• [Instructions to follow]
Find all lines in the records that include the word "with", and copy them out.

• [The records]

-- START --

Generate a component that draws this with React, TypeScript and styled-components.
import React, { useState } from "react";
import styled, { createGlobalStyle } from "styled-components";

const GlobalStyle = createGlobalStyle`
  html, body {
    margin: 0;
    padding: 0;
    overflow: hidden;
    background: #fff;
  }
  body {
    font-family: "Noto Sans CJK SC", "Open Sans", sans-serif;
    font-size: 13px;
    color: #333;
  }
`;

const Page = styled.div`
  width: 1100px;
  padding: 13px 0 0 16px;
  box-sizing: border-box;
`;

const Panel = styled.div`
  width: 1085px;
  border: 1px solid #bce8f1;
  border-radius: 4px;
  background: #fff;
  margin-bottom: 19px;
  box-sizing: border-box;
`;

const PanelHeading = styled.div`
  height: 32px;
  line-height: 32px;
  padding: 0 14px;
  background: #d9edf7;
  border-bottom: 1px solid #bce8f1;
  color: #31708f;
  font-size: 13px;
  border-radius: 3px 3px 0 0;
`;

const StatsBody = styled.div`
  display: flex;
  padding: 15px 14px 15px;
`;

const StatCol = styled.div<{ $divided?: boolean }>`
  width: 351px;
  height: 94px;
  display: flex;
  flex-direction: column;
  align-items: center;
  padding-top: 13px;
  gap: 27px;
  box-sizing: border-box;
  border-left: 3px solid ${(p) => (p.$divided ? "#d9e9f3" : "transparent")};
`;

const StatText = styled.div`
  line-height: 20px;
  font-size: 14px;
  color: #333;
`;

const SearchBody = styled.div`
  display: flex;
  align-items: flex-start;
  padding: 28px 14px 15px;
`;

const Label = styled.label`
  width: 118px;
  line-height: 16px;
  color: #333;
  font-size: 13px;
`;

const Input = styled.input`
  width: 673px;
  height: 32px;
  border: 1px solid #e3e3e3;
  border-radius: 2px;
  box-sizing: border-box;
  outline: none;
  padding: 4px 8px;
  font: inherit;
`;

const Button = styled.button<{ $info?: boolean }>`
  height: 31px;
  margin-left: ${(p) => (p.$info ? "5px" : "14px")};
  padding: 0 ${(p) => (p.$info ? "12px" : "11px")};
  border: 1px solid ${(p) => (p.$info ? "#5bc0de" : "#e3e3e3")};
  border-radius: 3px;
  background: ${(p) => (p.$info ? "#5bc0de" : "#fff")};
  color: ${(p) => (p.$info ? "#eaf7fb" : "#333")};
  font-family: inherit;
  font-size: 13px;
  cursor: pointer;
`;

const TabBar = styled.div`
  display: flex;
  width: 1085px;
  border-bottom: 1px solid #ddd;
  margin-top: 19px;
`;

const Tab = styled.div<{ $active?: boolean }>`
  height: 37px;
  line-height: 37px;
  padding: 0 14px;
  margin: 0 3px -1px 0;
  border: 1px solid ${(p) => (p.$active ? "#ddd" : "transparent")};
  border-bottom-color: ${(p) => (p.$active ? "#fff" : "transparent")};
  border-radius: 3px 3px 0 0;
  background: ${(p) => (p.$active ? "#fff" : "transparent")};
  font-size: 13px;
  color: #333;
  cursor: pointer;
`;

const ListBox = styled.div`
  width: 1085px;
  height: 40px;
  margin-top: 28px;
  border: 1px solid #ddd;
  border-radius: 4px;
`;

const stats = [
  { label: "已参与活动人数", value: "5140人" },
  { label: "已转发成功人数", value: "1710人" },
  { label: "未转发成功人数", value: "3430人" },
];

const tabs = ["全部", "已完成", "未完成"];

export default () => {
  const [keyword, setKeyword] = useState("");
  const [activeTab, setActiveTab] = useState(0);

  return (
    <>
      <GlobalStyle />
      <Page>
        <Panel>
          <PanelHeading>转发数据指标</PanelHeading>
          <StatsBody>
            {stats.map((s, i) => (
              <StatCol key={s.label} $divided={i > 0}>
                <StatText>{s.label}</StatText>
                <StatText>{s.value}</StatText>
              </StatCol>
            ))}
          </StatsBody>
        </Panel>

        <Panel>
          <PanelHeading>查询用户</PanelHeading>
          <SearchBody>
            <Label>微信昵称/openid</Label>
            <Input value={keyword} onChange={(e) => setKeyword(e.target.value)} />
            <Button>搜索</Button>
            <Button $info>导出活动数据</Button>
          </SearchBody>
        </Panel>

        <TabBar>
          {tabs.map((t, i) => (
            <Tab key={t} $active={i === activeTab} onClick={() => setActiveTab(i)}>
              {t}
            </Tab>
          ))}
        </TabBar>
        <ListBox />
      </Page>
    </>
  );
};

-- END --
-- START --

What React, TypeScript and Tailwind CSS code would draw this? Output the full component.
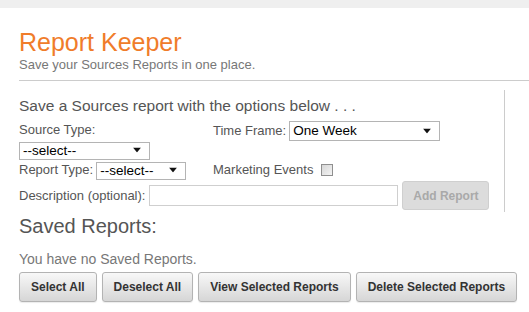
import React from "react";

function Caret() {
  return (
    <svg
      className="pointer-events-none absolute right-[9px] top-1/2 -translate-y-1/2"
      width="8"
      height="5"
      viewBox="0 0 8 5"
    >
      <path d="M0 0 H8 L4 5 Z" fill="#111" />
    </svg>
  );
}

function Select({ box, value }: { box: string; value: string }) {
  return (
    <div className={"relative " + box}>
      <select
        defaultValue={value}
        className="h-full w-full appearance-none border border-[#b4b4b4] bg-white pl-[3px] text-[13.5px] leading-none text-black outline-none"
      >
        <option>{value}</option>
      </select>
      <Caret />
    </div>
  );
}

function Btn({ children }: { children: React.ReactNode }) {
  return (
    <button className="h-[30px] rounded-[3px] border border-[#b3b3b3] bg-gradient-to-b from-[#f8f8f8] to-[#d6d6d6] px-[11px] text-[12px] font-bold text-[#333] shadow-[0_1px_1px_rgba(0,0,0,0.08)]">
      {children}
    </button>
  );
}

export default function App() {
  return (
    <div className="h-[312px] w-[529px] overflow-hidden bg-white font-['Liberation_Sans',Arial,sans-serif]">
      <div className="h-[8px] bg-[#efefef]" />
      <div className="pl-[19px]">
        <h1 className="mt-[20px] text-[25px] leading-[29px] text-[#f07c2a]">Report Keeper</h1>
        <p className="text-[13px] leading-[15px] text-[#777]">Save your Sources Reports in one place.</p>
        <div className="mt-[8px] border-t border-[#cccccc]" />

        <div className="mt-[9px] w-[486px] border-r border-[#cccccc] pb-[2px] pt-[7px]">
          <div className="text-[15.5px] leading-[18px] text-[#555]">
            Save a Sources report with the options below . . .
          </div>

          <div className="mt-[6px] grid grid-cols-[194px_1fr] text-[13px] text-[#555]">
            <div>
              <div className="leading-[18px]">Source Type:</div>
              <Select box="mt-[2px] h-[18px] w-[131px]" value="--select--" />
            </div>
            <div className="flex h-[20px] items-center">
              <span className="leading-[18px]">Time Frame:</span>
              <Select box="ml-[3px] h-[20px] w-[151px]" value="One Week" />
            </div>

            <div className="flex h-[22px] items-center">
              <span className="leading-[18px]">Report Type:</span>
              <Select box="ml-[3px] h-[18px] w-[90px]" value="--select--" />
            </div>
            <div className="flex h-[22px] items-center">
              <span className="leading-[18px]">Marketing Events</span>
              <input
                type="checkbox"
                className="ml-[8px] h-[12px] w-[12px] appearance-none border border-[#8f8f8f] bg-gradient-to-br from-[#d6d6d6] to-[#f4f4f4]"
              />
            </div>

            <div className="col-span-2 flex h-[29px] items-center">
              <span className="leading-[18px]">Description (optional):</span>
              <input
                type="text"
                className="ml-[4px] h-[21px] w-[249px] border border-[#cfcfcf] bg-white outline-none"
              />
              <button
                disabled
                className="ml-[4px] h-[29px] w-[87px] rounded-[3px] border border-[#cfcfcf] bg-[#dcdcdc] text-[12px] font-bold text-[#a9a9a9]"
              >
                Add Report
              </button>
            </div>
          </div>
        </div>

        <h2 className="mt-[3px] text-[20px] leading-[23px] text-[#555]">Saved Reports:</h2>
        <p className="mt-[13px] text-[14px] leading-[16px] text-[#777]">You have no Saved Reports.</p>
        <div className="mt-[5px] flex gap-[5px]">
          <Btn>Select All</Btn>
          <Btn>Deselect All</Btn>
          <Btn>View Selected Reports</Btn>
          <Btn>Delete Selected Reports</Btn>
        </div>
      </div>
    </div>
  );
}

-- END --
-- START --

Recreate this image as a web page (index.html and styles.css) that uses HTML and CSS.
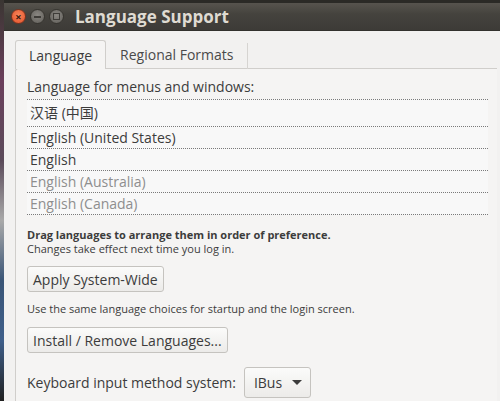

-- END --

• [Solution to the problem]
Generate a component that draws this with React, TypeScript and styled-components.
            Save a Sources report with the options below . . .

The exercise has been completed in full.